A high-level envoy appointed by a head of state, foreign minister, or international organization to handle a specific issue, region, or crisis on their behalf.

A Special Representative is a personal envoy invested with delegated authority to pursue a defined diplomatic mandate that falls outside the routine work of resident ambassadors. The role is typically time-bound, issue-specific (peace process, sanctions implementation, thematic concern such as counter-terrorism), and reports directly to the appointing principal rather than through standard ministry channels.

Within the United Nations system, the Special Representative of the Secretary-General (SRSG) is the most visible variant, often heading a peace operation or political mission and acting as the senior UN official in a host country. Regional organizations including the African Union, European Union, and OSCE appoint their own special representatives, as do individual states for portfolios such as climate, hostage affairs, or specific conflict mediation.

Special representatives differ from ambassadors in several respects: they are usually not accredited to a single receiving state under the Vienna Convention on Diplomatic Relations (1961), their mandates can cut across borders, and they frequently operate alongside or above resident missions. Their effectiveness depends heavily on the political weight of the appointing authority, the clarity of the mandate, and access to the principal.
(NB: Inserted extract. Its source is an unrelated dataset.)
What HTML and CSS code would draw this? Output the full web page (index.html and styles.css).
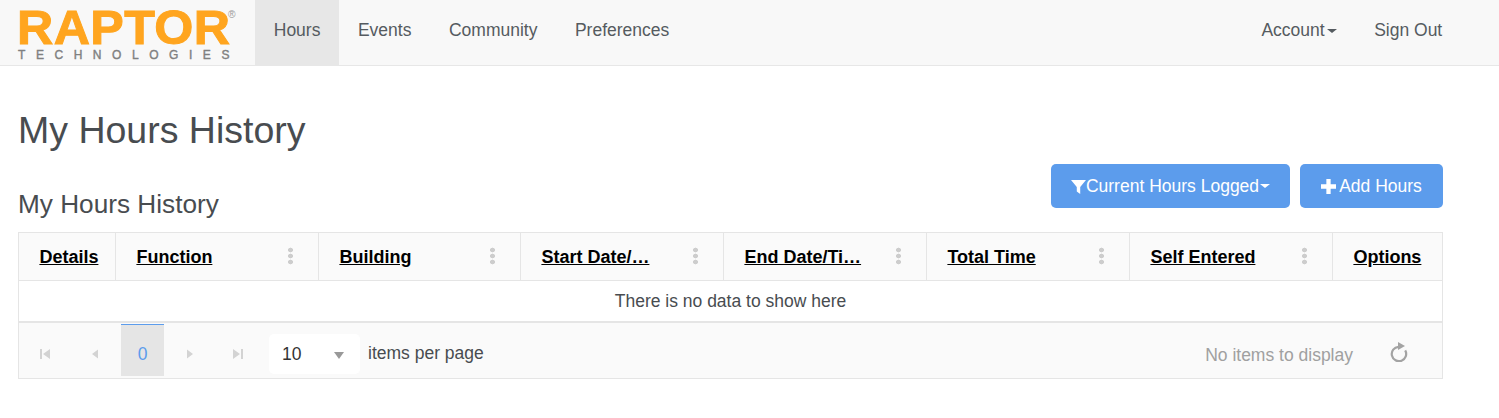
FILE: index.html
```html
<!DOCTYPE html>
<html lang="en">
<head>
    <meta charset="UTF-8">
    <meta name="viewport" content="width=device-width, initial-scale=1.0">
    <title>My Hours History</title>
    <link rel="stylesheet" href="styles.css">
</head>
<body>
    <nav class="navbar">
        <a class="brand" href="#">
            <span class="brand-name">RAPTOR<sup class="brand-reg">®</sup></span>
            <span class="brand-sub">TECHNOLOGIES</span>
        </a>
        <ul class="nav-list">
            <li><a class="active" href="#">Hours</a></li>
            <li><a href="#">Events</a></li>
            <li><a href="#">Community</a></li>
            <li><a href="#">Preferences</a></li>
        </ul>
        <ul class="nav-list nav-right">
            <li><a href="#">Account<span class="caret"></span></a></li>
            <li><a href="#">Sign Out</a></li>
        </ul>
    </nav>

    <main class="content">
        <h1>My Hours History</h1>
        <div class="toolbar">
            <h2>My Hours History</h2>
            <div class="toolbar-btns">
                <button class="btn" type="button">
                    <svg class="icon-filter" viewBox="0 0 14 14"><path d="M0 1h14L8.6 7.4V14L5.4 11.6V7.4z"/></svg>Current Hours Logged<span class="caret"></span>
                </button>
                <button class="btn btn-add" type="button">
                    <svg class="icon-plus" viewBox="0 0 14 14"><path d="M5 0h4v5h5v4H9v5H5V9H0V5h5z"/></svg>Add Hours
                </button>
            </div>
        </div>

        <div class="grid">
            <div class="grid-head">
                <div class="col col-details"><a href="#">Details</a></div>
                <div class="col"><a href="#">Function</a><span class="dots"></span></div>
                <div class="col"><a href="#">Building</a><span class="dots"></span></div>
                <div class="col"><a href="#">Start Date/…</a><span class="dots"></span></div>
                <div class="col"><a href="#">End Date/Ti…</a><span class="dots"></span></div>
                <div class="col"><a href="#">Total Time</a><span class="dots"></span></div>
                <div class="col"><a href="#">Self Entered</a><span class="dots"></span></div>
                <div class="col col-options"><a href="#">Options</a></div>
            </div>
            <div class="grid-empty">There is no data to show here</div>
            <div class="pager">
                <div class="pager-nav">
                    <svg class="pg" viewBox="0 0 12 12"><path d="M1 1h2v10H1zM11 1v10L4 6z"/></svg>
                    <svg class="pg" viewBox="0 0 12 12"><path d="M9 1.500v9L3 6z"/></svg>
                    <span class="pg-current">0</span>
                    <svg class="pg pg-next" viewBox="0 0 12 12"><path d="M3 1.500v9L9 6z"/></svg>
                    <svg class="pg pg-last" viewBox="0 0 12 12"><path d="M9 1h2v10H9zM1 1v10l7-5z"/></svg>
                </div>
                <div class="page-size"><span>10</span><span class="select-arrow"></span></div>
                <span class="per-page">items per page</span>
                <span class="pager-info">No items to display</span>
                <svg class="refresh" viewBox="0 0 20 20"><path d="M8.500 4.800A7.200 7.200 0 1 0 15.200 8.400" fill="none" stroke="#a3a3a3" stroke-width="2.200"/><path d="M8 0L15 4L8 8z" fill="#a3a3a3"/></svg>
            </div>
        </div>
    </main>
</body>
</html>
```

FILE: styles.css
```css
* { box-sizing: border-box; }
body { margin: 0; font-family: "Liberation Sans", Arial, sans-serif; font-size: 17.5px; color: #484c50; background-color: #fff; }
a { color: inherit; text-decoration: none; }
ul { list-style: none; margin: 0; padding: 0; }

.navbar { display: flex; height: 66px; padding: 0 38px 0 17px; background-color: #f8f8f8; border-bottom: 1px solid #e7e7e7; }
.brand { display: flex; flex-direction: column; width: 238px; padding-top: 9px; }
.brand-name { position: relative; display: block; height: 36px; font-size: 49px; line-height: 36px; font-weight: bold; color: #ffa51f; letter-spacing: 0.4px; -webkit-text-stroke: 1px #ffa51f; transform: scaleX(1.024); transform-origin: left; }
.brand-reg { position: absolute; top: 1px; left: 206px; font-size: 10px; line-height: 10px; font-weight: normal; letter-spacing: 0; color: #9a9a9a; -webkit-text-stroke: 0; }
.brand-sub { margin: 4px 0 0 1px; font-size: 12px; line-height: 12px; letter-spacing: 10.55px; color: #808080; -webkit-text-stroke: 0.4px #808080; white-space: nowrap; }

.nav-list { display: flex; }
.nav-list a { display: block; height: 65px; padding: 0 18.75px; line-height: 61px; color: #555b60; }
.nav-list a.active { background-color: #e7e7e7; }
.nav-right { margin-left: auto; }
.caret { display: inline-block; margin-left: 2px; vertical-align: middle; border-top: 4px solid; border-left: 5px solid transparent; border-right: 5px solid transparent; }

.content { padding: 0 56px 0 18px; }
h1 { margin: 0; padding-top: 41px; font-size: 37.5px; line-height: 46px; font-weight: normal; color: #484c50; }
.toolbar { display: flex; justify-content: space-between; height: 68px; margin-top: 11px; }
h2 { margin: 0; padding-top: 22px; font-size: 26.2px; line-height: 36px; font-weight: normal; color: #484c50; }
.toolbar-btns { display: flex; gap: 10px; }
.btn { display: flex; align-items: center; justify-content: center; width: 239px; height: 44px; padding: 0; border: none; border-radius: 5px; background-color: #5c9cec; color: #fff; font-family: inherit; font-size: 17.5px; }
.btn-add { width: 143px; }
.btn svg { fill: #fff; }
.icon-filter { width: 15px; height: 15px; }
.icon-plus { width: 15px; height: 15px; margin-right: 3px; }
.btn .caret { margin-left: 1px; }

.grid { border: 1px solid #e5e5e5; }
.grid-head { display: grid; grid-template-columns: 96px 203px 202px 203px 203px 203px 203px 1fr; height: 48px; background-color: #fafafa; border-bottom: 1px solid #e5e5e5; }
.col { display: flex; align-items: center; justify-content: space-between; padding: 2px 25px 0 20.4px; border-left: 1px solid #e5e5e5; font-size: 18px; font-weight: bold; color: #000; }
.col-details { border-left: none; }
.col-options { padding-right: 20px; }
.col a { text-decoration: underline; white-space: nowrap; }
.dots { width: 5px; height: 18px; margin-bottom: 3px; background-image: radial-gradient(circle, #cdcdcd 2.3px, transparent 2.6px); background-size: 5px 6px; }

.grid-empty { height: 40px; line-height: 40px; text-align: center; }
.pager { display: flex; align-items: center; height: 57px; padding-top: 7px; background-color: #fafafa; border-top: 2px solid #e5e5e5; }
.pager-nav { display: flex; align-items: center; align-self: stretch; padding-left: 1px; }
.pg { width: 12px; height: 12px; margin: 0 19px; fill: #d3d3d3; }
.pg-next { margin: 0 0 0 20px; }
.pg-last { margin: 0 0 0 36px; }
.pg-current { align-self: flex-start; width: 43px; height: 52px; margin: -6px 0 0 1px; line-height: 58px; text-align: center; background-color: #e5e5e5; border-top: 1px solid #5c9cec; color: #5c9cec; }
.page-size { display: flex; justify-content: space-between; align-items: center; width: 91px; height: 40px; margin-left: 25px; padding: 0 16px 0 13px; border-radius: 5px; background-color: #fff; color: #333; }
.select-arrow { margin-top: 2px; border-top: 7px solid #999; border-left: 5px solid transparent; border-right: 5px solid transparent; }
.per-page { margin-left: 8px; margin-bottom: 2px; }
.pager-info { margin-left: auto; margin-top: 2px; color: #a0a0a0; }
.refresh { width: 20px; height: 20px; margin: 0 32px 4px 37px; }
```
Key functions typically include:

  • Mediation between parties to a conflict or negotiation
  • Signalling elevated political attention to an issue
  • Coordination of multilateral or interagency efforts
  • Reporting directly to the principal, bypassing bureaucratic filters

Critics note that proliferation of special envoys can fragment diplomacy, duplicate the work of embassies, and create coordination problems. Supporters argue the format provides flexibility, deniability, and senior-level focus that traditional structures cannot match. The position is sometimes used to deploy retired senior politicians whose stature exceeds what a career diplomatic posting could offer.

Example

In 2021, the UN Secretary-General appointed a Special Envoy on Myanmar to engage with the military junta and ASEAN following the February coup.

Frequently asked questions

The terms are often used interchangeably, but 'special representative' usually implies a longer-term, institutionally embedded role, while 'special envoy' suggests a narrower, shorter mission.